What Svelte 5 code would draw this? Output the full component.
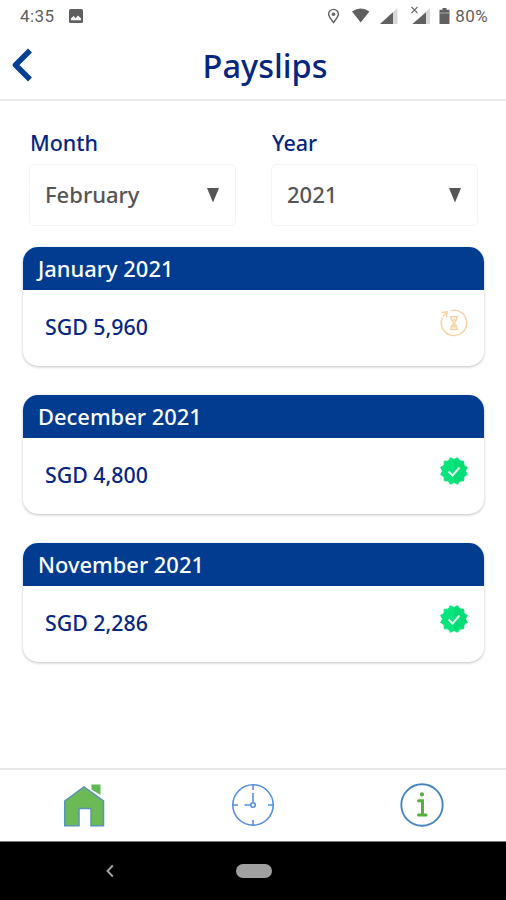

—————

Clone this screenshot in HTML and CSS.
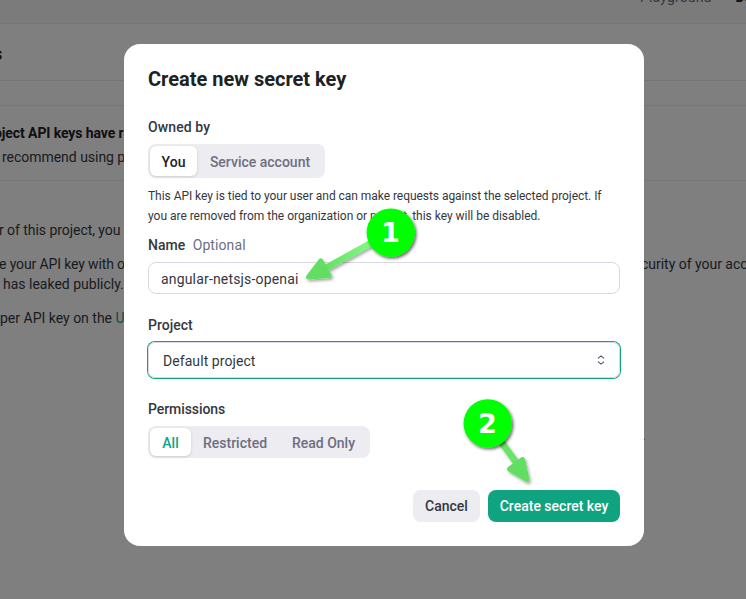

—————

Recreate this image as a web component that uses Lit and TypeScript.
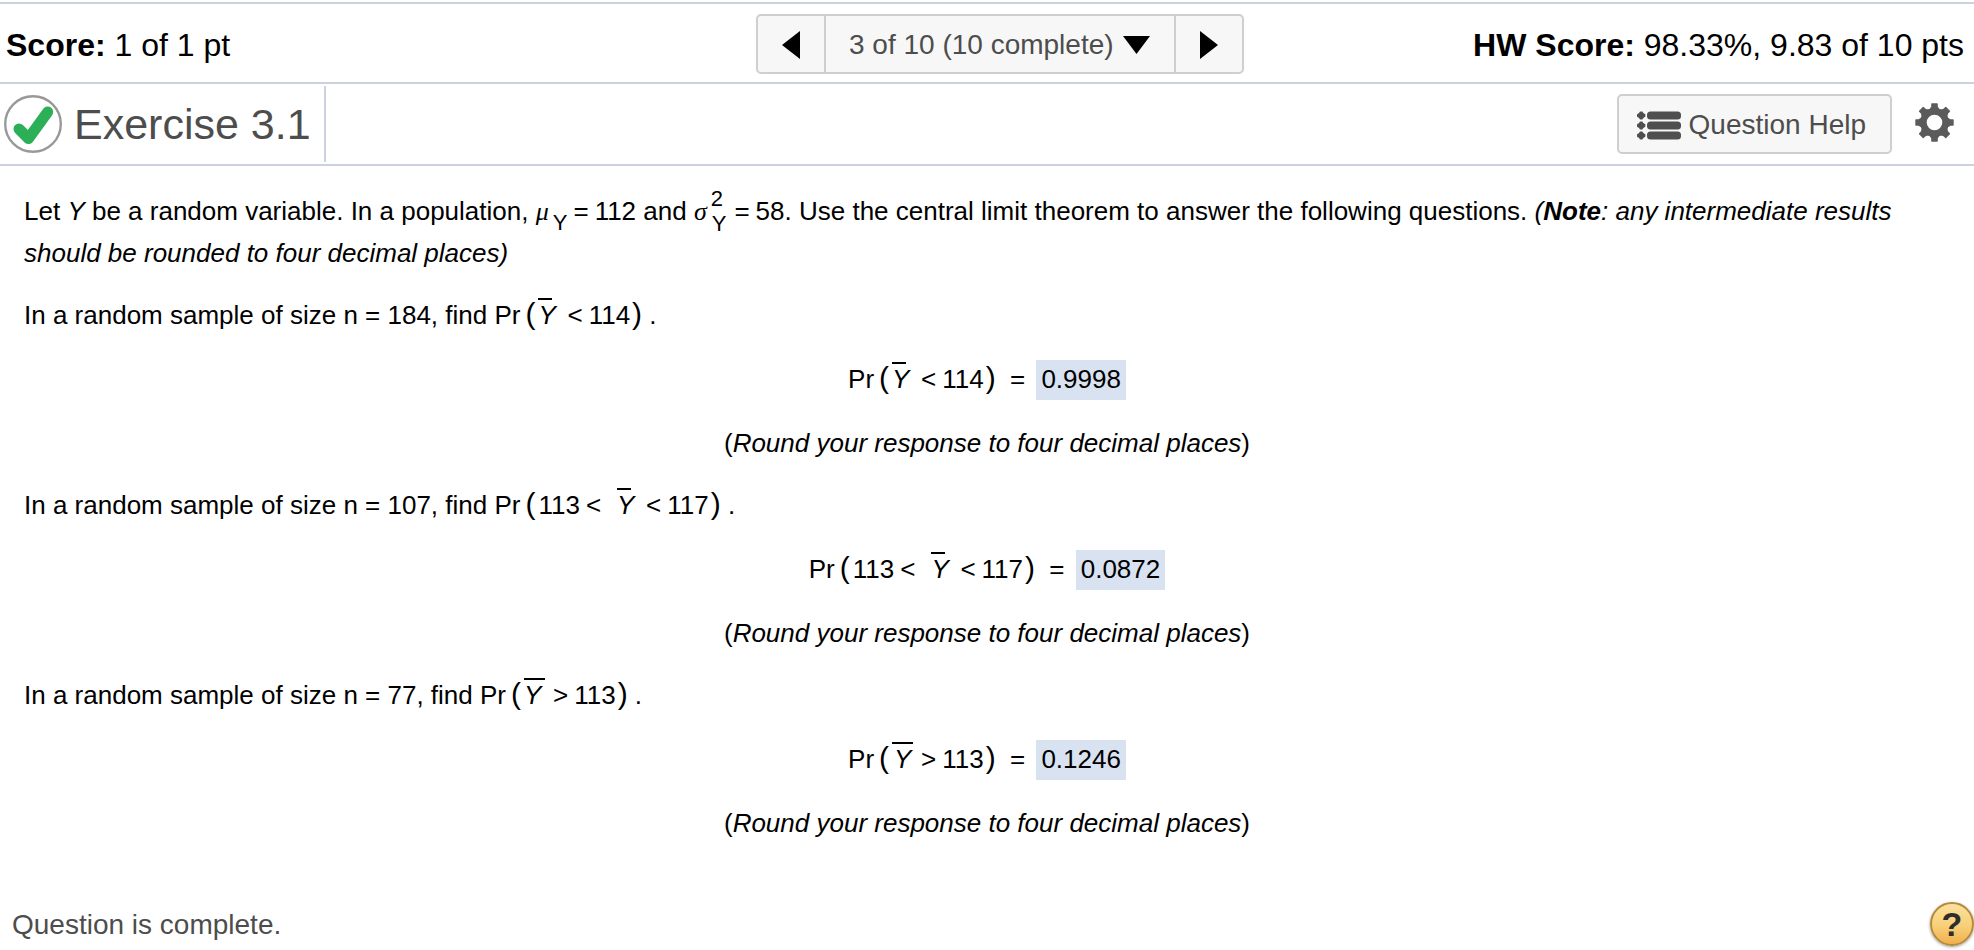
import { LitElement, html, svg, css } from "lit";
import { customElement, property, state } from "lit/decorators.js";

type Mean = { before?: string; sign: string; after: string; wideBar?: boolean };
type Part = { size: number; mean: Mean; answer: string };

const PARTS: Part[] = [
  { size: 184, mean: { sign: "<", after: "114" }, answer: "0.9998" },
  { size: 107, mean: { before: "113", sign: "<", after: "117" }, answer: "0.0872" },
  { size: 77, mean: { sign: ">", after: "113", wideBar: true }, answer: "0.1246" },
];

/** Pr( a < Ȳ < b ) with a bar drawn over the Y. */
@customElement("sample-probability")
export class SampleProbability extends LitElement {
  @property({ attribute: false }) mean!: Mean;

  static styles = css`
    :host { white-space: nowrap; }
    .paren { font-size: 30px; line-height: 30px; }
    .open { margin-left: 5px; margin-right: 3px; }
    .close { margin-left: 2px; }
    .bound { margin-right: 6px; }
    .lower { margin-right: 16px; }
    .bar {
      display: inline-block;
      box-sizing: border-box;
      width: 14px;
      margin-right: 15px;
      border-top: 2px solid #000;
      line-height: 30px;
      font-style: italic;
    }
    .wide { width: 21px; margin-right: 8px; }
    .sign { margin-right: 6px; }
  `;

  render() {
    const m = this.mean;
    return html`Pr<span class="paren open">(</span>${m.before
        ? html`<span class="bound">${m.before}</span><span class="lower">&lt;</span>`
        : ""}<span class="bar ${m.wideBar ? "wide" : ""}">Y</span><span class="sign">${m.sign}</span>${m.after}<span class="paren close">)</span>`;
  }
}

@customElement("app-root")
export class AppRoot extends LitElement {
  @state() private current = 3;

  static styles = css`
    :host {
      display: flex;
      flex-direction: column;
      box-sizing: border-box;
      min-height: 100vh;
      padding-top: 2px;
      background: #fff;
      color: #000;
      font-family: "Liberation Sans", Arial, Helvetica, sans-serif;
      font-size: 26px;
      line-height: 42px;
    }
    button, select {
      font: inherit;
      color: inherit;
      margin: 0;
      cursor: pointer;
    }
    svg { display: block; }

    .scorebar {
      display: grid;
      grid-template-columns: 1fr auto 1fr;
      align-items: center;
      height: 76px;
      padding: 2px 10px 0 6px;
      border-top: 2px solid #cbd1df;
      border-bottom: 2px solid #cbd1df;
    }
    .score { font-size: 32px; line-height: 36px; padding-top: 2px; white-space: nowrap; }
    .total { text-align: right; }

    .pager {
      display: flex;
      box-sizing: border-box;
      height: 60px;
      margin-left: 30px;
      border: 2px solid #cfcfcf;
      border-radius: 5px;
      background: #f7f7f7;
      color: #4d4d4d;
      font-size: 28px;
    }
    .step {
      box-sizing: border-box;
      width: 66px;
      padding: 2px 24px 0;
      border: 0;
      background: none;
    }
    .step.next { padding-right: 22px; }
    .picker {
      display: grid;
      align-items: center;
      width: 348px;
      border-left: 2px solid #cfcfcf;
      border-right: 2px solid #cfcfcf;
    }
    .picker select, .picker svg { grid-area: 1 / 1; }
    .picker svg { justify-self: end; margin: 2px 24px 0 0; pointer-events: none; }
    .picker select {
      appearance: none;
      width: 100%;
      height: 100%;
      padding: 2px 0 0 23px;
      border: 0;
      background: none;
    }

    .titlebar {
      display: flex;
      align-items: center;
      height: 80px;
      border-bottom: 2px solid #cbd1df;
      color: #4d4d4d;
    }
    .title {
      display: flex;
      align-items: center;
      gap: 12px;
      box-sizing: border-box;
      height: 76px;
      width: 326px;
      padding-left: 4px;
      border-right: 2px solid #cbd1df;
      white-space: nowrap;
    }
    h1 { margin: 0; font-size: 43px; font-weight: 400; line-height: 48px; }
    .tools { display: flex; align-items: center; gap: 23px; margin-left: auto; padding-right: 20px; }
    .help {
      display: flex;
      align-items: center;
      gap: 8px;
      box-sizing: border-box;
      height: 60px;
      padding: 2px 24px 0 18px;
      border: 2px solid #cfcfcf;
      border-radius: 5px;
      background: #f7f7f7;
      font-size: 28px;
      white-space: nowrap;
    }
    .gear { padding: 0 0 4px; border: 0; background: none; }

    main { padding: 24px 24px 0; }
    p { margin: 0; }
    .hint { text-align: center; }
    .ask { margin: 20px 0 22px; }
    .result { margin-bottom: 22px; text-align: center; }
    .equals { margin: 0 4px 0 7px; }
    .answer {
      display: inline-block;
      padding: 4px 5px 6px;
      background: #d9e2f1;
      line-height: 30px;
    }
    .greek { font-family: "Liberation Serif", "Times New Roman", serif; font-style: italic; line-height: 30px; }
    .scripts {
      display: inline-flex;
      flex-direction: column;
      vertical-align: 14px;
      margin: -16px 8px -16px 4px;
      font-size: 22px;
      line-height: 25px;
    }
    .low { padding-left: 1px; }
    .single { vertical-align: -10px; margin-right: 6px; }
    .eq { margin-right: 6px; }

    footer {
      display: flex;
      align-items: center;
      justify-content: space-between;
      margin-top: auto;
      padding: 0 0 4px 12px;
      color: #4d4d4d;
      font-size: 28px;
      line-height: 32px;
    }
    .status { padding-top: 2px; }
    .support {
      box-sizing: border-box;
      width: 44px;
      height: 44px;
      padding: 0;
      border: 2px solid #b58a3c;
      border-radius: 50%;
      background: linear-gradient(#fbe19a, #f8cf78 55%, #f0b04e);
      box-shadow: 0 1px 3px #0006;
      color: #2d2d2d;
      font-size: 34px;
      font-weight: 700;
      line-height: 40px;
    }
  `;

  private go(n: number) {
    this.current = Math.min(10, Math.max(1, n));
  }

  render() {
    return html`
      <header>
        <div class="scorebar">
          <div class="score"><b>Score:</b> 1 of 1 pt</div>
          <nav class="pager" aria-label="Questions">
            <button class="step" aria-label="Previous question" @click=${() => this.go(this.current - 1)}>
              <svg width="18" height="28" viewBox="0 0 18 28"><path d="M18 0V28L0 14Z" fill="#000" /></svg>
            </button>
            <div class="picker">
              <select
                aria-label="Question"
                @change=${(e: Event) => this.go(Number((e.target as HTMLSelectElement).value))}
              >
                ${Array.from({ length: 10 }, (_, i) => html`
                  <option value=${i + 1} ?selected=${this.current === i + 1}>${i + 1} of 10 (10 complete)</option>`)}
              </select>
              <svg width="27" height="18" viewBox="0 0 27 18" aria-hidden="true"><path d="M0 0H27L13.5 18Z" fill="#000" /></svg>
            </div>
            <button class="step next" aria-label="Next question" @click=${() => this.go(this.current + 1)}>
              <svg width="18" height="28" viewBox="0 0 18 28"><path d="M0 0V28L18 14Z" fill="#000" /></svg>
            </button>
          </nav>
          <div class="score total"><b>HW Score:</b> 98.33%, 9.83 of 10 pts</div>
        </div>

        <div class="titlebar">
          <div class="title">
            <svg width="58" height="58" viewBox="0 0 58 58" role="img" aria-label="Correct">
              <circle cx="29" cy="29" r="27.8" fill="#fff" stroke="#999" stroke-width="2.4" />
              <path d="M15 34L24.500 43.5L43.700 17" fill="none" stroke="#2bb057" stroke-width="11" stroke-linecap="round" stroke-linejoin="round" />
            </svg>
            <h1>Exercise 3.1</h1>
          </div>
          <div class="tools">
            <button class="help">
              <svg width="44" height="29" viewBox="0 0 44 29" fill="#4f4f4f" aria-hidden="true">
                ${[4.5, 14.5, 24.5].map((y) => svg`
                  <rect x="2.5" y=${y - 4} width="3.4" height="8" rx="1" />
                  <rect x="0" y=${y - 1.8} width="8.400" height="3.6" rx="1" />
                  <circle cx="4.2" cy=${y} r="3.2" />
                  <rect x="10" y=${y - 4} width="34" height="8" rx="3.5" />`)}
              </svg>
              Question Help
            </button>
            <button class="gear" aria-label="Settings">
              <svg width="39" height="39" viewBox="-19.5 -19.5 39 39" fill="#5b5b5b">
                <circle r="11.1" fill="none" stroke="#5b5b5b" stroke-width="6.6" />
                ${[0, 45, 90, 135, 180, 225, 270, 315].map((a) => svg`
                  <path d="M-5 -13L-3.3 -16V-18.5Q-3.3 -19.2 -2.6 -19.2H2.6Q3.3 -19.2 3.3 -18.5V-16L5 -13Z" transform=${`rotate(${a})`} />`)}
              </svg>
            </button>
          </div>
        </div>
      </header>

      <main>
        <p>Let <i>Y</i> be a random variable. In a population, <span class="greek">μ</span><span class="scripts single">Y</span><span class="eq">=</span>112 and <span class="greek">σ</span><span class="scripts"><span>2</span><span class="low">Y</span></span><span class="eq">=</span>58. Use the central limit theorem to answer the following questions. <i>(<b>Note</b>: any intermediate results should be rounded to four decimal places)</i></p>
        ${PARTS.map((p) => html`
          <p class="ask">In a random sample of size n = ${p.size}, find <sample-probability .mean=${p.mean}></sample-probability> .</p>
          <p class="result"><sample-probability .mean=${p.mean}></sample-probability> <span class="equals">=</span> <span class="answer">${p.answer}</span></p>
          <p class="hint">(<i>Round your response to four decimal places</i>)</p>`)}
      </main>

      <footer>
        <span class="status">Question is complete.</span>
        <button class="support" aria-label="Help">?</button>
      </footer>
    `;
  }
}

—————

Task goal » Note how many lines in the listing above hold the string "this", then give only that figure.

Written answer » 9